Game of Thones: The Short End of the Long Night
By Cory Thone
Criticism 3: The episode was too dark
No getting around this one: we couldn’t see jack in the Thone household. We have HBO Go, and apparently that was an issue lots of streamers were having. If you had cable, and a really big TV that was backlit and had the brightness levels set just so, then it probably looked fine to you.
But that wasn’t the case for 75% of fans out there.
Fabian Wagner, the cinematographer for the episode, said, “the lighting was not a mistake. I know it wasn’t too dark because I shot it.” Well, literally everyone disagrees. I know it can be tough to accept criticism for things that you DON’T think are true, but this isn’t some small subset of fans complaining about the brightness of the episode.
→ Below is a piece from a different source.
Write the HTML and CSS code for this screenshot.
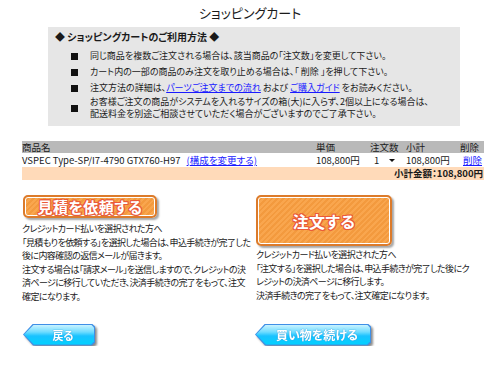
FILE: index.html
```html
<!DOCTYPE html>
<html lang="ja">
<head>
<meta charset="utf-8">
<title>ショッピングカート</title>
<link rel="stylesheet" href="styles.css">
</head>
<body>
<div class="page">
  <h1 class="title">ショッピングカート</h1>

  <div class="guide">
    <div class="guide-head">◆ ショッピングカートのご利用方法 ◆</div>
    <ul class="guide-list">
      <li><span class="sq"></span><span>同じ商品を複数ご注文される場合は、該当商品の「注文数」を変更して下さい。</span></li>
      <li><span class="sq"></span><span>カート内の一部の商品のみ注文を取り止める場合は、「 削除 」を押して下さい。</span></li>
      <li><span class="sq"></span><span>注文方法の詳細は、<a href="#" class="lnk">パーツご注文までの流れ</a> および <a href="#" class="lnk">ご購入ガイド</a> をお読みください。</span></li>
      <li class="two"><span class="sq"></span><span>お客様ご注文の商品がシステムを入れるサイズの箱(大)に入らず、2個以上になる場合は、<br>配送料金を別途ご相談させていただく場合がございますのでご了承下さい。</span></li>
    </ul>
  </div>

  <table class="cart">
    <colgroup>
      <col class="c-name"><col class="c-price"><col class="c-qty"><col class="c-sub"><col class="c-del">
    </colgroup>
    <tr class="head">
      <th>商品名</th><th>単価</th><th>注文数</th><th>小計</th><th>削除</th>
    </tr>
    <tr class="item">
      <td>VSPEC Type-SP/I7-4790 GTX760-H97 <a href="#" class="lnk change">(構成を変更する)</a></td>
      <td>108,800円</td>
      <td><span class="qty">1<span class="caret"></span></span></td>
      <td>108,800円</td>
      <td class="del"><a href="#" class="lnk">削除</a></td>
    </tr>
    <tr class="total">
      <td colspan="5">小計金額：108,800円</td>
    </tr>
  </table>

  <div class="actions">
    <div class="col col-left">
      <a href="#" class="obtn obtn-small">見積を依頼する</a>
      <p class="note">クレジットカード払いを選択された方へ<br>「見積もりを依頼する」を選択した場合は、申込手続きが完了した<br>後に内容確認の返信メールが届きます。<br>注文する場合は「請求メール」を送信しますので、クレジットの決<br>済ページに移行していただき、決済手続きの完了をもって、注文<br>確定になります。</p>
    </div>
    <div class="col col-right">
      <a href="#" class="obtn obtn-big">注文する</a>
      <p class="note">クレジットカード払いを選択された方へ<br>「注文する」を選択した場合は、申込手続きが完了した後にク<br>レジットの決済ページに移行します。<br>決済手続きの完了をもって、注文確定になります。</p>
    </div>
  </div>

  <div class="nav">
    <div class="nav-col nav-left">
      <a href="#" class="bbtn bbtn-back"><span class="bbtn-edge"><span class="bbtn-fill">戻る</span></span></a>
    </div>
    <div class="nav-col">
      <a href="#" class="bbtn bbtn-cont"><span class="bbtn-edge"><span class="bbtn-fill">買い物を続ける</span></span></a>
    </div>
  </div>
</div>
</body>
</html>
```

FILE: styles.css
```css
html, body {
  margin: 0;
  padding: 0;
  background: #ffffff;
}
body {
  font-family: "Noto Sans CJK JP", "Noto Sans", sans-serif;
  color: #1a1a1a;
  font-feature-settings: "palt";
}
.page {
  width: 500px;
}
.title {
  margin: 0;
  padding-top: 5px;
  font-size: 13px;
  line-height: 16px;
  font-weight: normal;
  text-align: center;
}
.guide {
  margin: 6px 0 0 48px;
  width: 412px;
  box-sizing: border-box;
  background: #e6e6e6;
  padding: 4px 0 6px 7px;
}
.guide-head {
  font-size: 10px;
  line-height: 12px;
  font-weight: bold;
}
.guide-list {
  list-style: none;
  margin: 5px 0 0;
  padding: 0 0 0 16px;
  font-size: 9px;
  line-height: 10px;
  white-space: nowrap;
}
.guide-list li {
  display: flex;
  align-items: center;
  min-height: 16px;
}
.guide-list li.two {
  line-height: 12px;
}
.sq {
  flex: none;
  width: 7px;
  height: 7px;
  background: #111;
  margin-right: 12px;
}
.lnk {
  color: #1a1aff;
  text-decoration: underline;
}
.cart {
  margin: 15px 0 0 22px;
  width: 462px;
  border-collapse: collapse;
  font-size: 9.5px;
  line-height: 11px;
  table-layout: fixed;
}
.c-name { width: 294px; }
.c-price { width: 54px; }
.c-qty { width: 36px; }
.c-sub { width: 54px; }
.c-del { width: 24px; }
.cart th, .cart td {
  padding: 0;
  text-align: left;
  white-space: nowrap;
  vertical-align: middle;
}
.cart .head th {
  background: #b9b9b9;
  font-weight: normal;
  height: 12px;
}
.cart .item td {
  height: 13px;
  padding-top: 1px;
}
.cart .change {
  margin-left: 4px;
}
.qty {
  display: inline-flex;
  align-items: center;
  justify-content: space-between;
  box-sizing: border-box;
  width: 27px;
  height: 12px;
  padding: 0 3px 0 3px;
  margin-left: 1px;
  background: #fff;
}
.caret {
  width: 0;
  height: 0;
  border-left: 3px solid transparent;
  border-right: 3px solid transparent;
  border-top: 3px solid #111;
}
.cart td.del {
  padding-left: 3px;
}
.cart .total td {
  background: #ffdab9;
  text-align: right;
  font-weight: bold;
  height: 13px;
  padding-right: 1px;
}
.actions {
  display: flex;
  margin-top: 15px;
}
.col-left {
  width: 234px;
  padding-left: 22px;
}
.obtn {
  display: flex;
  align-items: center;
  justify-content: center;
  box-sizing: border-box;
  border: 2px solid #dc7b2b;
  border-radius: 5px;
  box-shadow: inset 0 0 0 1px #ffffff, 2px 2px 2px rgba(0, 0, 0, 0.35);
  background: repeating-linear-gradient(135deg, #f9a64e 0 2px, #f39a3e 2px 4px);
  color: #fff;
  font-weight: bold;
  text-decoration: none;
  text-shadow: 1px 0 #ea5a3a, -1px 0 #ea5a3a, 0 1px #ea5a3a, 0 -1px #ea5a3a,
    1px 1px #ea5a3a, -1px -1px #ea5a3a, 1px -1px #ea5a3a, -1px 1px #ea5a3a;
  letter-spacing: 0.5px;
}
.obtn-small {
  width: 134px;
  height: 23px;
  margin-left: 1px;
  font-size: 15px;
}
.obtn-big {
  width: 136px;
  height: 51px;
  font-size: 16px;
}
.note {
  margin: 4px 0 0;
  font-size: 9px;
  line-height: 13.6px;
  letter-spacing: -0.6px;
  white-space: nowrap;
}
.col-right .note {
  margin-top: 2px;
}
.nav {
  display: flex;
  margin-top: 17px;
}
.nav-left {
  width: 232px;
  padding-left: 23px;
}
.bbtn {
  display: inline-block;
  text-decoration: none;
  filter: drop-shadow(2px 2px 1px rgba(0, 0, 0, 0.45));
}
.bbtn-edge, .bbtn-fill {
  display: block;
  clip-path: polygon(0 50%, 10px 0, calc(100% - 3px) 0, 100% 3px, 100% calc(100% - 3px), calc(100% - 3px) 100%, 10px 100%);
}
.bbtn-edge {
  background: #3f8fe6;
  padding: 1px;
}
.bbtn-fill {
  height: 20px;
  line-height: 20px;
  background: linear-gradient(#c9f3ff 0%, #6fdcff 35%, #19c2ff 55%, #00d2ff 100%);
  color: #fff;
  font-weight: bold;
  text-align: center;
  text-shadow: 0 0 1px #3a9fd8, 0 0 1px #3a9fd8;
  box-sizing: border-box;
  padding-left: 8px;
}
.bbtn-back .bbtn-fill {
  width: 70px;
  font-size: 11px;
}
.bbtn-cont .bbtn-fill {
  width: 114px;
  font-size: 12px;
}
```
I fully understand the mood that was being set and the darkness was supposed to be disorienting, which it was. But it was just too much.
Verdict: Valid. The Long Night was too damn dark, guys. Sorry.
Criticism 4: Jon/Dany/The Dragons didn’t even do anything, they just flew around.
Jon and Dany were never going to be focused on the ground assault on Winterfell. They made that clear in previous episodes. Their target was the Night King and the White Walkers.
However, they probably could have swooped down and burned a few more wights while they were flying around. They certainly helped in the beginning, but three or four more passes of dragon fire probably would have saved lives, especially when Jon and Rhaegal were just sitting on the godswood wall for a hot minute.
That being said, the dragons burned a LOT of wights, and they knocked the Night King off his dragon and injured Viserion something fierce. When they got the Night King on the ground, Dany tried to burn him, which didn’t work, and Jon tried to fight him one on one, which he had no interest in because WHY WOULD HE?
Jon, Dany, and the dragons all put up a fight. In the end, it got the Night King where he needed to be: on the ground in the godswood with his back turned to an unexpected enemy. I know we all were HOPING for more one-vs-one with Jon, or more dragons swooping and burning, but that wasn’t what the battle was about. Could there have been more fan service? Sure. But there wasn’t, and that doesn’t take away from the overall narrative of the episode.